A word of caution this morning for critics who sometimes become a little too enamored of their own wit, particularly the sarcastic and biting kind -- and this surely applies to all of us at one point or another.

An article in the Orange County Weekly called "We’ve Lost that Self-Righteous Feeling" (thanks to Sheila Lennon for the link) expresses the paper's regret for slamming the Righteous Brothers shortly before Bobby Hatfield's death -- an unkind pan that apparently got under Bobby's skin.

The piece contains a confession from its author:

I once slagged off Steve Goodman in a review, mocking his "perennial opening act" status. What I didn’t know was that he’d risen from his sickbed to do that show as a favor to the promoter when another act cancelled at the last minute. Goodman was in pain, dying of leukemia, was soon dead, and my review was the last one he ever got.

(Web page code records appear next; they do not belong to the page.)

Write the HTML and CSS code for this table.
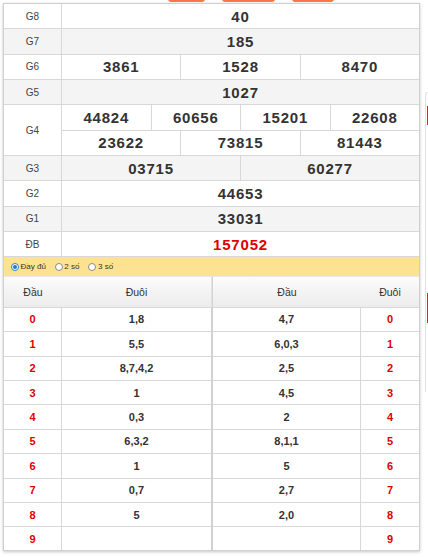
FILE: index.html
```html
<!DOCTYPE html>
<html lang="vi">
<head>
<meta charset="utf-8">
<title>KQ</title>
<link rel="stylesheet" href="styles.css">
</head>
<body>
<div class="page">
  <div class="main">
    <div class="tabs"><span class="tab t1"></span><span class="tab t2"></span><span class="tab t3"></span></div>
    <div class="box">
      <div class="kq">
        <div class="row"><div class="lbl">G8</div><div class="vals"><div class="v">40</div></div></div>
        <div class="row alt"><div class="lbl">G7</div><div class="vals"><div class="v">185</div></div></div>
        <div class="row"><div class="lbl">G6</div><div class="vals"><div class="v">3861</div><div class="v">1528</div><div class="v">8470</div></div></div>
        <div class="row alt"><div class="lbl">G5</div><div class="vals"><div class="v">1027</div></div></div>
        <div class="row dbl"><div class="lbl">G4</div>
          <div class="stack">
            <div class="vals sub"><div class="v">44824</div><div class="v">60656</div><div class="v">15201</div><div class="v">22608</div></div>
            <div class="vals"><div class="v">23622</div><div class="v">73815</div><div class="v">81443</div></div>
          </div>
        </div>
        <div class="row alt"><div class="lbl">G3</div><div class="vals"><div class="v">03715</div><div class="v">60277</div></div></div>
        <div class="row"><div class="lbl">G2</div><div class="vals"><div class="v">44653</div></div></div>
        <div class="row alt"><div class="lbl">G1</div><div class="vals"><div class="v">33031</div></div></div>
        <div class="row"><div class="lbl">ĐB</div><div class="vals"><div class="v red">157052</div></div></div>
      </div>
      <div class="opts">
        <label class="opt"><span class="radio on"></span>Đầy đủ</label>
        <label class="opt"><span class="radio"></span>2 số</label>
        <label class="opt"><span class="radio"></span>3 số</label>
      </div>
      <div class="lt">
        <div class="half left">
          <div class="hd">Đầu</div><div class="hd sep">Đuôi</div>
          <div class="k">0</div><div class="d">1,8</div>
          <div class="k">1</div><div class="d">5,5</div>
          <div class="k">2</div><div class="d">8,7,4,2</div>
          <div class="k">3</div><div class="d">1</div>
          <div class="k">4</div><div class="d">0,3</div>
          <div class="k">5</div><div class="d">6,3,2</div>
          <div class="k">6</div><div class="d">1</div>
          <div class="k">7</div><div class="d">0,7</div>
          <div class="k">8</div><div class="d">5</div>
          <div class="k last">9</div><div class="d last"></div>
        </div>
        <div class="half right">
          <div class="hd">Đầu</div><div class="hd">Đuôi</div>
          <div class="d">4,7</div><div class="k">0</div>
          <div class="d">6,0,3</div><div class="k">1</div>
          <div class="d">2,5</div><div class="k">2</div>
          <div class="d">4,5</div><div class="k">3</div>
          <div class="d">2</div><div class="k">4</div>
          <div class="d">8,1,1</div><div class="k">5</div>
          <div class="d">5</div><div class="k">6</div>
          <div class="d">2,7</div><div class="k">7</div>
          <div class="d">2,0</div><div class="k">8</div>
          <div class="d last"></div><div class="k last">9</div>
        </div>
      </div>
    </div>
  </div>
  <div class="aside">
    <div class="panel">
      <div class="mark m1"></div>
      <div class="mark m2"></div>
    </div>
  </div>
</div>
</body>
</html>
```

FILE: styles.css
```css
* { box-sizing: border-box; }
html, body { margin: 0; padding: 0; background: #fff; }
body {
  width: 428px;
  height: 558px;
  overflow: hidden;
  font-family: "Liberation Sans", Arial, sans-serif;
  color: #333;
}
.page { display: flex; align-items: flex-start; }
.main { width: 417px; margin-left: 3px; flex: none; }

.tabs {
  display: flex;
  align-items: flex-end;
  height: 2px;
  margin-bottom: 1px;
  padding-left: 165px;
  gap: 17px;
}
.tab {
  height: 20px;
  background: #ff7447;
  border-radius: 0 0 3px 3px;
  flex: none;
}
.t1 { width: 37px; }
.t2 { width: 53px; }
.t3 { width: 42px; }

.box {
  border: 1px solid #cfcfcf;
  box-shadow: 0 1px 3px rgba(0,0,0,0.22);
  background: #fff;
}

.kq { display: flex; flex-direction: column; }
.row {
  display: flex;
  height: 25.33px;
  border-bottom: 1px solid #d8d8d8;
}
.row.dbl { height: 50.66px; }
.row.alt { background: #f4f4f4; }
.lbl {
  width: 58px;
  flex: none;
  border-right: 1px solid #d8d8d8;
  display: flex;
  align-items: center;
  justify-content: center;
  font-size: 10px;
  color: #444;
}
.stack { flex: 1; display: flex; flex-direction: column; }
.stack .vals { flex: 1; }
.vals.sub { border-bottom: 1px solid #d8d8d8; }
.vals { flex: 1; display: flex; }
.v {
  flex: 1;
  display: flex;
  align-items: center;
  justify-content: center;
  font-size: 15px;
  font-weight: bold;
  letter-spacing: 0.8px;
  color: #333;
}
.v + .v { border-left: 1px solid #d8d8d8; }
.v.red { color: #e00000; }

.opts {
  height: 20px;
  background: #fde391;
  display: flex;
  align-items: center;
  padding-left: 7px;
  gap: 9px;
  font-size: 8px;
  color: #333;
  border-bottom: 1px solid #e9e9e9;
}
.opt { display: flex; align-items: center; gap: 1.5px; }
.radio {
  width: 8px;
  height: 8px;
  border-radius: 50%;
  border: 1px solid #8a8a8a;
  background: #fff;
  display: inline-block;
  position: relative;
}
.radio.on { border-color: #2a7de1; }
.radio.on::after {
  content: "";
  position: absolute;
  left: 1px; top: 1px;
  width: 4px; height: 4px;
  border-radius: 50%;
  background: #1f74dd;
}

.lt { display: flex; }
.half { display: grid; grid-template-rows: 30.5px repeat(9, 24.4px) 22.6px; }
.half.left { width: 208px; grid-template-columns: 58px 1fr; }
.half.right { width: 207px; grid-template-columns: 1fr 58px; border-left: 1px solid #d2d2d2; }
.hd {
  background: linear-gradient(#fcfcfc, #ececec);
  border-bottom: 1px solid #d8d8d8;
  display: flex;
  align-items: center;
  justify-content: center;
  font-size: 10.5px;
  color: #333;
}
.half.left .hd.sep { border-right: 1px solid #e4e4e4; }
.k, .d {
  display: flex;
  align-items: center;
  justify-content: center;
  font-size: 11px;
  font-weight: bold;
  border-bottom: 1px solid #d8d8d8;
}
.k { color: #e00000; }
.d { color: #333; }
.half.left .k { border-right: 1px solid #d8d8d8; }
.half.left .d { border-right: 1px solid #cfcfcf; }
.half.right .d { border-right: 1px solid #d8d8d8; }
.k.last, .d.last { border-bottom: none; }

.aside { flex: 1; padding-left: 5px; padding-top: 92px; }
.panel {
  height: 300px;
  border-left: 1px solid #e2e2e2;
  border-top: 1px solid #e2e2e2;
  border-radius: 3px 0 0 0;
  padding-left: 1px;
}
.mark { width: 2px; background: #e61c1c; }
.m1 { height: 19px; margin-top: 13px; }
.m2 { height: 30px; margin-top: 168px; }
```
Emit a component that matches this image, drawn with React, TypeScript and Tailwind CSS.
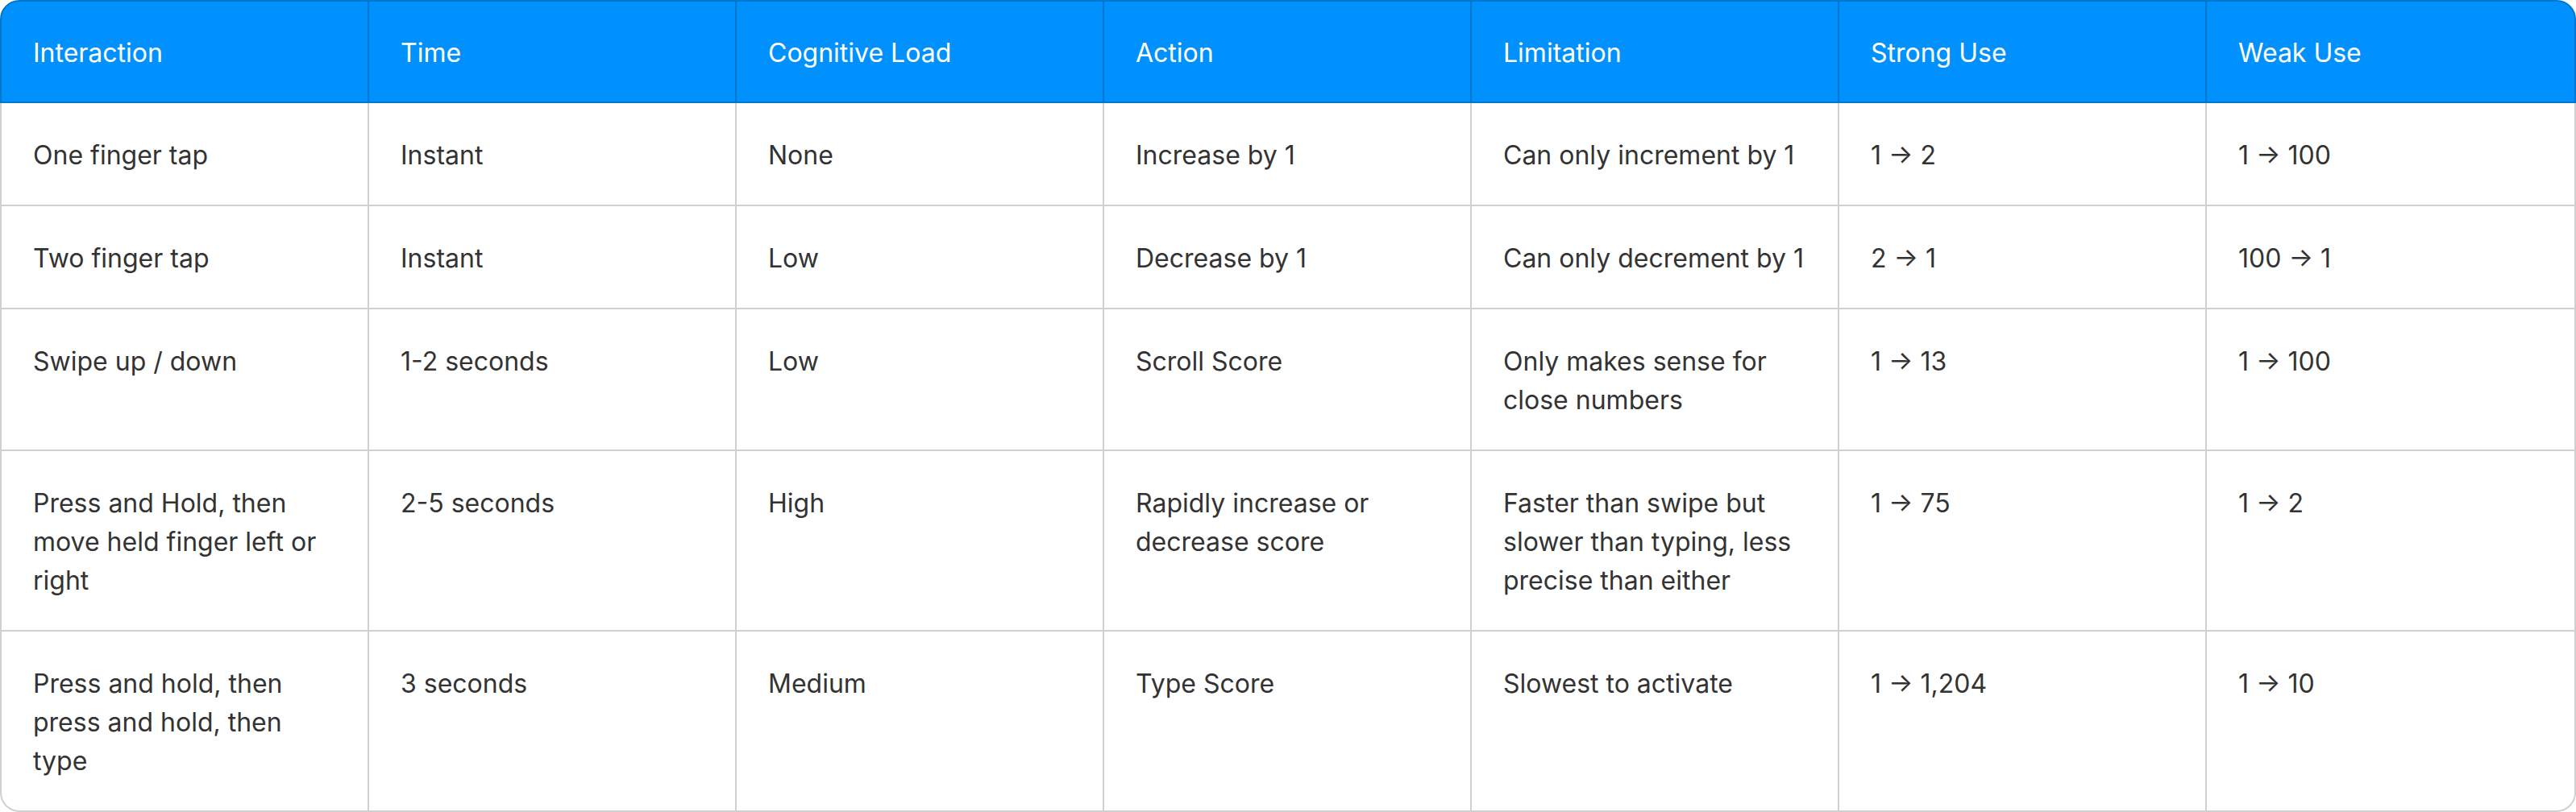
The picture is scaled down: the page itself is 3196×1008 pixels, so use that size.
import React from 'react';

const headers = ['Interaction', 'Time', 'Cognitive Load', 'Action', 'Limitation', 'Strong Use', 'Weak Use'];

const rows: string[][] = [
  ['One finger tap', 'Instant', 'None', 'Increase by 1', 'Can only increment by 1', '1 → 2', '1 → 100'],
  ['Two finger tap', 'Instant', 'Low', 'Decrease by 1', 'Can only decrement by 1', '2 → 1', '100 → 1'],
  ['Swipe up / down', '1-2 seconds', 'Low', 'Scroll Score', 'Only makes sense for close numbers', '1 → 13', '1 → 100'],
  [
    'Press and Hold, then move held finger left or right',
    '2-5 seconds',
    'High',
    'Rapidly increase or decrease score',
    'Faster than swipe but slower than typing, less precise than either',
    '1 → 75',
    '1 → 2',
  ],
  ['Press and hold, then press and hold, then type', '3 seconds', 'Medium', 'Type Score', 'Slowest to activate', '1 → 1,204', '1 → 10'],
];

export default function App() {
  return (
    <div className="w-[3196px] h-[1008px] bg-white font-['Inter',sans-serif] text-[32px] leading-[48px]">
      {/* header */}
      <div className="grid grid-cols-7 rounded-t-[24px] border-2 border-[#0077cc] bg-[#0091ff] text-white">
        {headers.map((h, i) => (
          <div key={h} className={`px-[39px] pt-[40px] pb-[36px] ${i < 6 ? 'border-r-2 border-[#0077cc]' : ''}`}>
            {h}
          </div>
        ))}
      </div>

      {/* body */}
      <div className="rounded-b-[24px] border-x-2 border-b-2 border-[#d0d0d0] text-[#333333]">
        {rows.map((r, ri) => (
          <div key={ri} className={`grid grid-cols-7 ${ri < rows.length - 1 ? 'border-b-2 border-[#d0d0d0]' : ''}`}>
            {r.map((c, ci) => (
              <div key={ci} className={`px-[39px] pt-[41px] pb-[37px] ${ci < 6 ? 'border-r-2 border-[#d0d0d0]' : ''}`}>
                {c}
              </div>
            ))}
          </div>
        ))}
      </div>
    </div>
  );
}
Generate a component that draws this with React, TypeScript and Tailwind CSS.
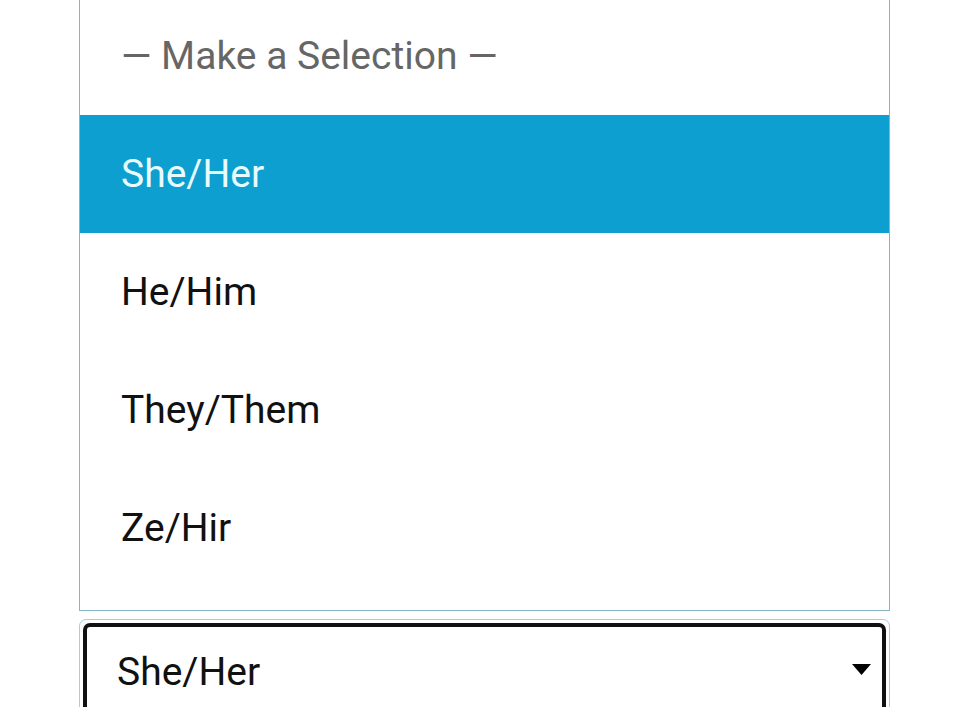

People can drop dead at any time, and that’s no reason to gild their talents. But it should make us more cognizant of what we write, and whether we do it to be truthful or because being snide might make you look cool. Again speaking from personal experience, being a rock critic is a pretty unhip job, and there’s a tendency to want to seem hipper by dumping on other people, or at least distancing yourself from things that may be even less hip than you.

Steve Goodman was one helluva songwriter (he wrote "You Never Even Called Me By My Name," the best damn country song ever written), but even if he wasn't, you have to wonder if he deserved it.

I've written my share of negative reviews, but I don't think I've ever panned anyone on their deathbed. It's something to keep in mind, though -- if you wouldn't want something you write to be the last thing a person read about themselves, maybe you shouldn't write it. Not to say you shouldn't write the truth, be it favorable or negative, but it's important to keep perspective.